Em caso de aprovação, será convocada eleição? Seu partido vencendo, o que mudaria?
O procedimento é que o impeachment vá para análise da Corte Constitucional. A corte aprovando, teríamos eleição em 60 dias. Se formos eleitos, a primeira coisa a recuperar são as relações internacionais. A Coreia do Sul sempre prezou pelo equilíbrio na diplomacia. Isso envolve ter relações com os países do Brics, como a China, a Rússia, e os membros da Asean [Associação das Nações do Sudeste Asiático], como a Indonésia, que é muito importante e da qual estamos afastados. Hoje praticamente só temos boas relações com o Japão [na região]. Precisamos recuperar esse equilíbrio para voltar a crescer.

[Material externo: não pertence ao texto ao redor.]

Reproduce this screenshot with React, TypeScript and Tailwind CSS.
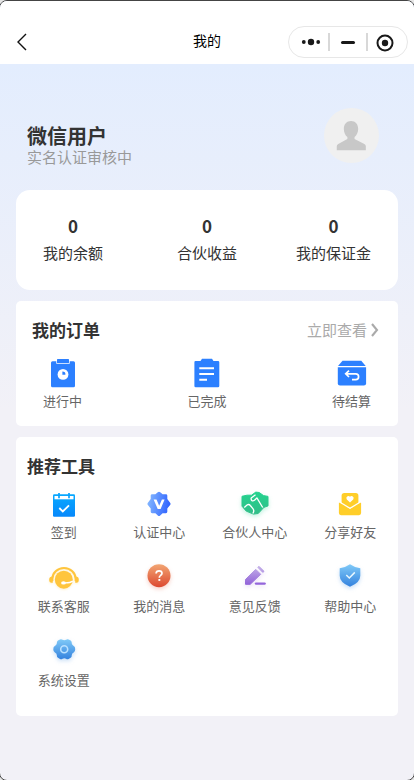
import type { ReactNode } from 'react'

interface Item {
  label: string
  icon: ReactNode
}

function Icon({ children, className = '' }: { children: ReactNode; className?: string }) {
  return (
    <svg viewBox="0 0 32 32" className={`w-8 h-8 overflow-visible shrink-0 ${className}`} fill="none">
      {children}
    </svg>
  )
}

function Gradient({ id, from, to, across }: { id: string; from: string; to: string; across?: boolean }) {
  return (
    <linearGradient id={id} x1="0" y1="0" x2={across ? '1' : '0'} y2={across ? '0.2' : '1'}>
      <stop stopColor={from} />
      <stop offset="1" stopColor={to} />
    </linearGradient>
  )
}

const stats = [
  { value: 0, label: '我的余额' },
  { value: 0, label: '合伙收益' },
  { value: 0, label: '我的保证金' },
]

const orders: Item[] = [
  {
    label: '进行中',
    icon: (
      <Icon>
        <path d="M5.5 4.3H9.3v2.5h13.4V4.3h3.8q1.500 0 1.500 1.500v23q0 1.500-1.500 1.500h-21Q4 30.300 4 28.800v-23q0-1.500 1.500-1.500Z" fill="#2c80ff" />
        <rect x="10" y="2" width="12" height="4" rx=".6" fill="#2c80ff" />
        <circle cx="16" cy="17.400" r="5.400" fill="#fff" />
        <path d="M15.400 14.400a3 3 0 0 1 3 3.300h-3Z" fill="#2c80ff" />
      </Icon>
    ),
  },
  {
    label: '已完成',
    icon: (
      <Icon>
        <path d="M4.500 4H9.500L11 1.800H21L22.500 4H27q1.300 0 1.300 1.300V29q0 1.300-1.300 1.300H4.700Q3.400 30.300 3.400 29V5.300Q3.400 4 4.500 4Z" fill="#2c80ff" />
        <path d="M8.300 11.300H23M8.300 17H23M8.300 22.700H16" stroke="#fff" strokeWidth="2" />
      </Icon>
    ),
  },
  {
    label: '待结算',
    icon: (
      <Icon>
        <path d="M6.500 3.700h18.800L29.700 9H2Z" fill="#2c80ff" />
        <path d="M1.800 10.300h28.300v16q0 2.200-2.200 2.200H4q-2.200 0-2.200-2.200Z" fill="#2c80ff" />
        <path d="M13 13.600 9.700 16.800l3.300 3.200M10 16.800h9.700a2.900 2.900 0 0 1 0 5.800H16" stroke="#fff" strokeWidth="1.700" />
      </Icon>
    ),
  },
]

const tools: Item[] = [
  {
    label: '签到',
    icon: (
      <Icon>
        <defs><Gradient id="sign" from="#08a9ff" to="#0788fb" /></defs>
        <rect x="5" y="6.300" width="22" height="22.500" rx="1.200" fill="url(#sign)" />
        <path d="M6.500 8h19v3.300h-19Z" fill="#fff" />
        <path d="M11 5v5.300M21 5v5.300" stroke="#08a3ff" strokeWidth="1.700" />
        <path d="m11.300 20 3.500 3.500 6.200-6.200" stroke="#fff" strokeWidth="1.800" />
      </Icon>
    ),
  },
  {
    label: '认证中心',
    icon: (
      <Icon>
        <defs><Gradient id="cert" from="#8abdff" to="#3266ff" across /></defs>
        <path
          d="M14.800 4.200q1.200-1 2.400 0l2.400 2h3.300q1.400 0 1.400 1.400v3.300l2.800 3.800q.9 1.200 0 2.400l-2.800 3.500v3.200q0 1.400-1.400 1.400h-3.300l-2.400 2.200q-1.200 1-2.400 0l-2.400-2.200H9.100q-1.400 0-1.400-1.400v-3.200l-2.800-3.500q-.9-1.200 0-2.400l2.800-3.800V7.600q0-1.400 1.400-1.400h3.300Z"
          fill="url(#cert)"
        />
        <path d="M10.600 11.500h2.900l2.700 6.300 2.700-6.300h2.700L17.600 21h-2.900Z" fill="#fff" />
      </Icon>
    ),
  },
  {
    label: '合伙人中心',
    icon: (
      <Icon className="drop-shadow-[0_2px_2px_#4bdaa655]">
        <defs><Gradient id="shake" from="#24d38f" to="#32bd88" /></defs>
        <path d="M3 8.300 8 7.200h4.500l4.300-3.100 3.400.4 4.300 3.100 4.500.8v9.500l-4 1.400-5.800 6.200-4.700.6-7.300-3-4.200-4.900Z" fill="url(#shake)" stroke="url(#shake)" strokeLinejoin="round" />
        <path d="m16.500 6.700-4.300 3.200q-.4 2.400 1 2.900 1.800.4 2.900-1.100l1.800-1.800 5.800 9.600" stroke="#fff" strokeWidth="1.300" strokeLinejoin="round" />
        <path d="M5.300 19.500 8 17q1.900-1.300 3.300.5l2.800 3.400q1.500 1.800-.2 4.600" stroke="#fff" strokeWidth="1.300" />
      </Icon>
    ),
  },
  {
    label: '分享好友',
    icon: (
      <Icon>
        <path d="M10.300 5h11.500q2.600 0 2.600 2.600v9L16 20.600l-8.400-4V7.600Q7.600 5 10.300 5Z" fill="#ffce29" />
        <path d="M16 14.400 12.800 11.400a2.100 2.100 0 0 1 3.200-2.700 2.100 2.100 0 0 1 3.200 2.700Z" fill="#fff" />
        <path d="m5.300 14.200 10.700 6.500 10.700-6.500q.4.300.4.800v10.100q0 2.100-2.100 2.100H7q-2.100 0-2.100-2.100V15q0-.500.4-.800Z" fill="#ffce29" />
        <path d="m5.200 13.700 10.800 6.600 10.800-6.600" stroke="#fff" strokeWidth="1.300" />
      </Icon>
    ),
  },
  {
    label: '联系客服',
    icon: (
      <Icon className="drop-shadow-[0_1px_1px_#ffc53d44]">
        <path d="M4.300 19v-2a11.700 11 0 0 1 23.400 0v2" stroke="#ffc53d" strokeWidth="2.100" />
        <path d="M4.800 14.700v6H3.500Q1.200 20.700 1.200 17.700t2.300-3ZM27.200 14.700v6h1.300q2.300 0 2.300-3t-2.300-3Z" fill="#ffc53d" />
        <circle cx="15.800" cy="17.700" r="9" fill="#ffc53d" />
        <path d="M15.500 20.800q6.500.3 9.300-1.700" stroke="#fff" strokeWidth="1.300" />
        <ellipse cx="15.500" cy="20.900" rx="2.400" ry="1.600" fill="#fff" />
      </Icon>
    ),
  },
  {
    label: '我的消息',
    icon: (
      <Icon className="drop-shadow-[0_2px_2px_#e0563a44]">
        <defs><Gradient id="msg" from="#f2a673" to="#dc4830" /></defs>
        <circle cx="16" cy="13.700" r="11.500" fill="url(#msg)" />
        <path d="M13.100 11.500q0-2.700 3-2.700 2.900 0 2.900 2.500 0 1.400-1.600 2.300-1.100.7-1.100 2.200" stroke="#fff" strokeWidth="1.700" />
        <rect x="15.400" y="17" width="1.900" height="1.900" fill="#fff" />
      </Icon>
    ),
  },
  {
    label: '意见反馈',
    icon: (
      <Icon className="drop-shadow-[0_2px_2px_#9d6bdb33]">
        <defs>
          <linearGradient id="pen" gradientUnits="userSpaceOnUse" x1="16" y1="4" x2="16" y2="23">
            <stop stopColor="#c4b2e8" />
            <stop offset="1" stopColor="#9060d8" />
          </linearGradient>
        </defs>
        <path d="m16.700 7.300 5 5L11.200 22.300H6.500V17.500Z" fill="url(#pen)" stroke="url(#pen)" strokeLinejoin="round" />
        <path d="m18.800 5.300 1.200-1 5 5-1.200 1.100Z" fill="url(#pen)" stroke="url(#pen)" strokeLinejoin="round" />
        <path d="M17 21.600h8.600" stroke="#9465db" strokeWidth="2.400" strokeLinecap="round" />
      </Icon>
    ),
  },
  {
    label: '帮助中心',
    icon: (
      <Icon className="drop-shadow-[0_2px_2px_#3b8be044]">
        <defs><Gradient id="shield" from="#80caf8" to="#3482de" /></defs>
        <path d="M16 2.200q4.500 3.300 10.300 4v7.500q0 6.800-10.300 11Q5.700 20.500 5.700 13.700V6.200q5.800-.7 10.300-4Z" fill="url(#shield)" />
        <path d="m12.300 13 3 3 5.500-5.600" stroke="#e8f7ff" strokeWidth="1.500" />
      </Icon>
    ),
  },
  {
    label: '系统设置',
    icon: (
      <Icon className="drop-shadow-[0_2px_2px_#3b8be044]">
        <defs><Gradient id="gear" from="#80caf8" to="#3482de" /></defs>
        <path
          d="M12 3.400q1.400-.6 2.500.3 1.800.9 3.600 0 1.100-.9 2.500-.3l2 1.200q1.300.8 1.100 2.700.2 1.900 2 2.600 1.500.5 1.500 3.300t-1.500 3.300q-1.800.8-2 2.700.2 1.900-1.100 2.600l-2 1.200q-1.400.6-2.500-.3-1.800-1-3.600 0-1.100.9-2.500.3l-2-1.200q-1.300-.7-1.100-2.600-.2-1.900-2-2.700Q5.300 16 5.300 13.200t1.600-3.300q1.800-.7 2-2.600-.2-1.900 1.100-2.700Z"
          fill="url(#gear)"
        />
        <circle cx="16.200" cy="13.200" r="3.500" stroke="#b9e0ff" strokeWidth="1.600" />
      </Icon>
    ),
  },
]

function NavBar() {
  return (
    <header className="h-[63px] bg-white grid grid-cols-[1fr_auto_1fr] items-end pb-1.5">
      <svg viewBox="0 0 12 18" className="w-3 h-[18px] ml-4 mb-[7px]" fill="none">
        <path d="M10 1 2 9l8 8" stroke="#111" strokeWidth="1.400" />
      </svg>
      <h1 className="text-sm leading-5 text-black mb-2">我的</h1>
      <div className="justify-self-end mr-1.5 w-[120px] h-8 rounded-full border border-[#e7e7e7] flex items-center">
        <svg viewBox="0 0 120 32" className="w-[120px] h-8 shrink-0 -ml-px" fill="#191919">
          <circle cx="15.800" cy="16" r="1.900" />
          <circle cx="23" cy="16" r="3.200" />
          <circle cx="30.200" cy="16" r="1.900" />
          <path d="M40 7h2v18h-2ZM78 7h2v18h-2Z" fill="#d8d8d8" />
          <rect x="53" y="15" width="14" height="3" rx="1.500" />
          <circle cx="97" cy="17" r="7.500" fill="none" stroke="#191919" strokeWidth="2" />
          <circle cx="97" cy="17" r="3.200" />
        </svg>
      </div>
    </header>
  )
}

function Profile() {
  return (
    <section className="h-[126px] pl-[27px] pr-[35px] pt-11 flex justify-between items-start">
      <div className="pt-4">
        <h2 className="text-xl leading-6 font-bold text-[#333]">微信用户</h2>
        <p className="text-[15px] leading-[18px] text-[#999]">实名认证审核中</p>
      </div>
      <svg viewBox="0 0 56 56" className="w-[55px] h-[55px]">
        <circle cx="28" cy="28" r="28" fill="#f0f0f0" />
        <path
          d="M27.500 13.300c4.500 0 7.300 3.300 7.300 8 0 3.800-1.700 6.600-3.700 8.200v2l10 5.100q1.500.9 1.500 2.300v4H13v-4q0-1.400 1.500-2.300l9.300-5.100v-2c-2-1.600-3.600-4.400-3.600-8.200 0-4.700 2.900-8 7.300-8Z"
          fill="#c8c8c8"
        />
      </svg>
    </section>
  )
}

export default function App() {
  return (
    <div className="h-[780px] overflow-hidden bg-[#e5e5e5]">
      {/* side and bottom borders sit just outside the window, only their corners show */}
      <div className="h-[781px] w-[416px] -ml-px overflow-hidden rounded-[8px] border border-[#444] bg-[#f2f1f7] bg-[linear-gradient(#e3edfe_63px,#f2f1f7_410px)] font-['Noto_Sans_CJK_SC',sans-serif]">
        <NavBar />
        <Profile />
        <main className="px-4 flex flex-col gap-[11px]">
          <section className="h-[100px] bg-white rounded-[14px] grid grid-cols-[114px_154px_99px] pt-6">
            {stats.map(s => (
              <div key={s.label} className="flex flex-col items-center whitespace-nowrap">
                <strong className="text-[17px] leading-6 mb-0.5 font-bold text-[#333]">{s.value}</strong>
                <span className="text-[15px] leading-[26px] text-[#333]">{s.label}</span>
              </div>
            ))}
          </section>

          <section className="h-[125px] bg-white rounded-[5px] pt-4">
            <div className="pl-4 pr-[19px] h-[26px] flex items-center justify-between">
              <h3 className="text-[17px] font-bold text-[#333]">我的订单</h3>
              <a className="flex items-center gap-1 text-[15px] text-[#aaa]">
                立即查看
                <svg viewBox="0 0 8 14" className="w-2 h-3.5" fill="none">
                  <path d="m1 1 5 6-5 6" stroke="#aaa" strokeWidth="2.100" />
                </svg>
              </a>
            </div>
            <div className="px-[27px] mt-3.5 flex justify-between">
              {orders.map(o => (
                <div key={o.label} className="w-[39px] flex flex-col items-center">
                  {o.icon}
                  <span className="mt-0.5 text-[13px] leading-5 text-[#666]">{o.label}</span>
                </div>
              ))}
            </div>
          </section>

          <section className="h-[279px] bg-white rounded-[5px] pt-4">
            <h3 className="pl-[11px] text-[17px] leading-[26px] font-bold text-[#333]">推荐工具</h3>
            <div className="mt-[9px] grid grid-cols-4 auto-rows-[74px]">
              {tools.map(t => (
                <div key={t.label} className="flex flex-col items-center">
                  {t.icon}
                  <span className="mt-0.5 text-[13px] leading-5 text-[#666]">{t.label}</span>
                </div>
              ))}
            </div>
          </section>
        </main>
      </div>
    </div>
  )
}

O senhor citou o Brics. Como vê a relação com o Brasil e a América Latina? São importantes para a Coreia do Sul. É a região mais distante, geograficamente, mas isso também facilita a colaboração. Não temos disputas a serem resolvidas. Aqui na Ásia, temos conflitos territoriais até hoje. No Sudeste Asiático, são países que podem se tornar nossos concorrentes. O crescimento do Vietnã mostra isso. Com a América Latina, podemos ter uma relação mais “win-win” [em que os dois ganham].